These days, Italian media has been spewing a lot of nonsense and wantonly inaccurate information about anarchism. One in particular left us in amazement: the State denounced the existence of extremely dangerous relations between the mafia and the anarchist movement. According to them and to various police statements, a subversive-criminal cartel aimed at overthrowing established institutions is almost about to emerge. In a few lines, a Dadaist distortion of reality worthy of the Orwellian ministry of truth at its best.
In reality, it is curious that representatives of the state are precisely those who speak of relations between the mafia and the anarchist movement. At the moment, there is nothing remotely relevant that demonstrates these ties: the only contact between mafiosi and anarchists seems to have taken place in prison, a few words exchanged during yard time. Now, if mafiosi and anarchists are found together in maximum security prisons it is because the state put them there; with whom are prisoners from different backgrounds supposed to talk to during their only hour outside confinement, if not with each other? But while this is the only proof of purpoted mafia-anarchist association, there’s abundant evidence of relations and negotiations – at many levels – between the state and the mafia, and these should certainly worry public opinion.

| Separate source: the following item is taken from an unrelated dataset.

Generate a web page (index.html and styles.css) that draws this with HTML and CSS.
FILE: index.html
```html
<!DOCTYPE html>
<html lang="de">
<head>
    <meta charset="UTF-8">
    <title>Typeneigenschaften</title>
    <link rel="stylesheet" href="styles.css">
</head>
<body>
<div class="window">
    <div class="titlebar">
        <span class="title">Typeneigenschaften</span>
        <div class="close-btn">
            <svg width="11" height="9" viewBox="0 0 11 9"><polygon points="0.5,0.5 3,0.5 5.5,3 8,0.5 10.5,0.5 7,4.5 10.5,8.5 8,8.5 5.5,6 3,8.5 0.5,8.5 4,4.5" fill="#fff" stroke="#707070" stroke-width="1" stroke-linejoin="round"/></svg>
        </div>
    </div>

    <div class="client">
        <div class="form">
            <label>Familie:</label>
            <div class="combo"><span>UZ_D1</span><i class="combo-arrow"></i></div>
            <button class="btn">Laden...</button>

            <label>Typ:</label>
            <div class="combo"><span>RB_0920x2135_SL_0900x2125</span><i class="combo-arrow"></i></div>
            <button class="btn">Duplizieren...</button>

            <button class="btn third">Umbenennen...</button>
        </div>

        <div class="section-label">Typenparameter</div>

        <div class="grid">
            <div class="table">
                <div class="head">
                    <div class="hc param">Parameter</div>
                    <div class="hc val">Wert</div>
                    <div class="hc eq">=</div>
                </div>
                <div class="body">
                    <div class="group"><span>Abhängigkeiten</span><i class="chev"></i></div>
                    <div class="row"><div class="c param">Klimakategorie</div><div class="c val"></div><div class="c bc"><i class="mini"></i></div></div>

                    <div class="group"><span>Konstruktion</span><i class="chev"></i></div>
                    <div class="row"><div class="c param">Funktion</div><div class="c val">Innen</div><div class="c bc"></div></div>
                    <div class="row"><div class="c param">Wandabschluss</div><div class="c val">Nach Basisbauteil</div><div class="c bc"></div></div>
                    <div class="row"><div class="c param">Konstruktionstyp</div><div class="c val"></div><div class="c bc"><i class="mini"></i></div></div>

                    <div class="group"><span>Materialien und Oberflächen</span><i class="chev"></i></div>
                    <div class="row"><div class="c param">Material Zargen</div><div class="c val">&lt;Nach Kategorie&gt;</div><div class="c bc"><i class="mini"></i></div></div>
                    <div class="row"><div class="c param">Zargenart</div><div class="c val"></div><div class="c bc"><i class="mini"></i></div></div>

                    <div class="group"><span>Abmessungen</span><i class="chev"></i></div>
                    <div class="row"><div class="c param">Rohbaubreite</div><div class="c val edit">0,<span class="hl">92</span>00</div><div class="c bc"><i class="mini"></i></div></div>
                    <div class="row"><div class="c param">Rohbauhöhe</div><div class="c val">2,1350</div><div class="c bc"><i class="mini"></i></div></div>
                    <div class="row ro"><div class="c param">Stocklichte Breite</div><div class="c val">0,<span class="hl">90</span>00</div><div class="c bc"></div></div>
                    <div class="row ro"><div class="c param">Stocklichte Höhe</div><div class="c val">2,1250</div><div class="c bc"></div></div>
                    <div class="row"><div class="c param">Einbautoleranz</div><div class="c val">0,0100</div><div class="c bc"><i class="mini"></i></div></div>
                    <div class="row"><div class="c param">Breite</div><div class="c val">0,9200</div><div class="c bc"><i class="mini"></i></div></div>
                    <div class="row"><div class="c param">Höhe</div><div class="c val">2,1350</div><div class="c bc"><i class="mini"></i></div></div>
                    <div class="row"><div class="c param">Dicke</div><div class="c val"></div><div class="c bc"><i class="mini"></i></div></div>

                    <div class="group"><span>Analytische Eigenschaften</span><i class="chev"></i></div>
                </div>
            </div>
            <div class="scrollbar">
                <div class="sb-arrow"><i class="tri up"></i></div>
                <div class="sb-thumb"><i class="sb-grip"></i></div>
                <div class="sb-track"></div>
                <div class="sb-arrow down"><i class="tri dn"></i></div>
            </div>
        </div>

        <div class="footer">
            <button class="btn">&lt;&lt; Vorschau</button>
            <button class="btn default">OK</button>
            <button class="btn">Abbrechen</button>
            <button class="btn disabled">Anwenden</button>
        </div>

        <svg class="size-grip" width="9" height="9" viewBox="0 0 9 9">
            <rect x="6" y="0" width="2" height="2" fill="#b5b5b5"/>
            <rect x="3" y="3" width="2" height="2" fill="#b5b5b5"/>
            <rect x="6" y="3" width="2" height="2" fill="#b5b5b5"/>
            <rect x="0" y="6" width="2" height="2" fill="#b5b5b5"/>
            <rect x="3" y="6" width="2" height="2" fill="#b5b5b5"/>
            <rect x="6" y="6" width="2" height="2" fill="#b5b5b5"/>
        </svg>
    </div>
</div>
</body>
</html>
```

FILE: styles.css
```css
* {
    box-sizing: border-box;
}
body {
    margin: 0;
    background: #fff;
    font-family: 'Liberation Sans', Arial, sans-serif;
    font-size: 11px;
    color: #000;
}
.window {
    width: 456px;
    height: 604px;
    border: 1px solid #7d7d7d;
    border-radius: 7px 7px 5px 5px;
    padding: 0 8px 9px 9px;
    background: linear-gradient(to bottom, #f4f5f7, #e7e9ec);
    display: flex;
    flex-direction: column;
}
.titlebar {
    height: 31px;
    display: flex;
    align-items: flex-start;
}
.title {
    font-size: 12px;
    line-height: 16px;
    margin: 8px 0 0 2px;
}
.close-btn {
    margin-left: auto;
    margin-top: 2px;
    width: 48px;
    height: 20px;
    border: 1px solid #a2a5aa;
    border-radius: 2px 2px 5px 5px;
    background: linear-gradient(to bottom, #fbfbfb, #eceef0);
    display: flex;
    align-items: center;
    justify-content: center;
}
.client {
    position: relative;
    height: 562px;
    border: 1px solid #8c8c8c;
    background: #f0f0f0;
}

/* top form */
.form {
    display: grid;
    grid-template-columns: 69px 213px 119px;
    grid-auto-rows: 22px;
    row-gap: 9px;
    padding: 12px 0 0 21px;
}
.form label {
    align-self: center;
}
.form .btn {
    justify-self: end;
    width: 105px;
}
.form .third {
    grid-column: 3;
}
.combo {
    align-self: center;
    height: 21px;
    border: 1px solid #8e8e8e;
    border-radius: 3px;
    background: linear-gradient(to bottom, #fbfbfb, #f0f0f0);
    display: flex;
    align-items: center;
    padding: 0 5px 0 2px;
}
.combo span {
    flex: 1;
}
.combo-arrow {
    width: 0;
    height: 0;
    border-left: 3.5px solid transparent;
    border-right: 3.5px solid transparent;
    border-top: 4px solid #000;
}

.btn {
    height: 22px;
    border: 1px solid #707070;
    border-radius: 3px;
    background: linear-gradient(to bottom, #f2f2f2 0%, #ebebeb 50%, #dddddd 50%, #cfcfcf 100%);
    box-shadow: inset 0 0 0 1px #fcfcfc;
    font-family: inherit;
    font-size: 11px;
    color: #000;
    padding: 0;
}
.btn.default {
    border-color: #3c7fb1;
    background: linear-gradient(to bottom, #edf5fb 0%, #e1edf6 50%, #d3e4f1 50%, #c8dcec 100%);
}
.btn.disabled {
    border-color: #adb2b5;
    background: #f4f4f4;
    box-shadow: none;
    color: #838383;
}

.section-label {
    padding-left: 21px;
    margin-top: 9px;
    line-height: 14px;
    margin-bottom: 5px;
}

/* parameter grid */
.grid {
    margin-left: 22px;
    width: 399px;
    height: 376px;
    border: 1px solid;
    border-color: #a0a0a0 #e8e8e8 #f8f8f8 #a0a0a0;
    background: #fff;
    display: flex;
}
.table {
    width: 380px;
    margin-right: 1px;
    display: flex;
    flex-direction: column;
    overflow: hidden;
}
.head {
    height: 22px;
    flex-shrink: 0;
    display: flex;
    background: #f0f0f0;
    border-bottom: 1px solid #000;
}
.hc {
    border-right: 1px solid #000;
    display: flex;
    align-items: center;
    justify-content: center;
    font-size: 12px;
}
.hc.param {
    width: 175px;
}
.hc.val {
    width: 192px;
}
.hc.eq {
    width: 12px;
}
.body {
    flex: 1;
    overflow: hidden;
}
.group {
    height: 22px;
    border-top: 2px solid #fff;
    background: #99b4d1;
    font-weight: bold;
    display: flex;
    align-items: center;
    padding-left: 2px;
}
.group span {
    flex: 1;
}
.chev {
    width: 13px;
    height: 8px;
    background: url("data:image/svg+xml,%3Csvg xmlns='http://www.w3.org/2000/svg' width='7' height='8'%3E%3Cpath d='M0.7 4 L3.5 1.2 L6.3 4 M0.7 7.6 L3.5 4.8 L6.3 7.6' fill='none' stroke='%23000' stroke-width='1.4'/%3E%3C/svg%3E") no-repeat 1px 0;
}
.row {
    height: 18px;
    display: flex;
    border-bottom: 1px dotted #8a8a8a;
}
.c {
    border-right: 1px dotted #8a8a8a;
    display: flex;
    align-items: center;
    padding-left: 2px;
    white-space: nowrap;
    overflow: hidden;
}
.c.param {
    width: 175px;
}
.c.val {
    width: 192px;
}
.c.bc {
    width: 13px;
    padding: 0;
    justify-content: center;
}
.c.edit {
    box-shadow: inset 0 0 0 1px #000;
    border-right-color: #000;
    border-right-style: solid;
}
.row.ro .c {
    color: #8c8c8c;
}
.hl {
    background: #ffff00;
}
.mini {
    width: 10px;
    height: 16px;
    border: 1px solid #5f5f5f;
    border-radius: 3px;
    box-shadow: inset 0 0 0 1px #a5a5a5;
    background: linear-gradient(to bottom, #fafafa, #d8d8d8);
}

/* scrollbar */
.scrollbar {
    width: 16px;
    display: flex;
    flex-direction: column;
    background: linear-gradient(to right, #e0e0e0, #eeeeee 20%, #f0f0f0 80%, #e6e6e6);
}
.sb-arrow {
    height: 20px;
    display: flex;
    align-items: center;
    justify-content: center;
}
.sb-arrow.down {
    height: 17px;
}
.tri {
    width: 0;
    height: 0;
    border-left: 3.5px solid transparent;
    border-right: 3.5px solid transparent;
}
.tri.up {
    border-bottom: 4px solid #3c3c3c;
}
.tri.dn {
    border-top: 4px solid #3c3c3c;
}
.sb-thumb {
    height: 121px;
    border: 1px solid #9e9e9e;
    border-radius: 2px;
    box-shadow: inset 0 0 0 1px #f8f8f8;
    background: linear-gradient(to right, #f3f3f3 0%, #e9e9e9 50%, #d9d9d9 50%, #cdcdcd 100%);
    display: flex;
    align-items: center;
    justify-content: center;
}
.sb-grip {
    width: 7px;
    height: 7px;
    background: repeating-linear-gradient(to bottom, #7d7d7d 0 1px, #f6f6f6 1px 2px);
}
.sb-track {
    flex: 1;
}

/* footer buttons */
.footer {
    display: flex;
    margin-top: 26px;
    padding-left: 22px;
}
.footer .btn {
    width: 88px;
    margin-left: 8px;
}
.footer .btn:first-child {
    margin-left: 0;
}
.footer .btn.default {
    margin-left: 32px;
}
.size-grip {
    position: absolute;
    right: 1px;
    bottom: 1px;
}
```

For the sake of synthesis, we omit the almost daily judicial news concerning the structural relationships between organized crime and politics, transversal to political alignment and spread throughout the territory. However, we recall that one of the parties in the current government was co-founded by Marcello Dell' Utri, on whose criminal career there are no particular doubts (not to mention the mafioso groom employed by the former Prime Minister) and it has been ascertained that Andreotti has had relations with the mafia until 1980 – his lawyer, which by chance is also a politician from one of the governing parties, used to conveniently obfuscate dismissal for statute barred charges with innocence.
But the most glaring fact is that the State negotiated directly with the mafia, a fact recognized also during trials, at a time when the latter was carrying out – real, not presumed – terrorist bombings which caused significant bloodshed, moreover misleading and sabotaging those who tried to shed light on the matter. According to the judges, however, "the fact does not constitute a crime" as those in charge of the negotiation, the carabinieri, "acted in the interest of the state". Therefore, if we must speak of covenants with the mafia, it is in the state apparatuses that we must look. There, we will find concrete evidence as opposed to these grotesque hypotheses, which tell us nothing about anarchism but much about the human and political stature of the current servants of the state, and the workings of its structures.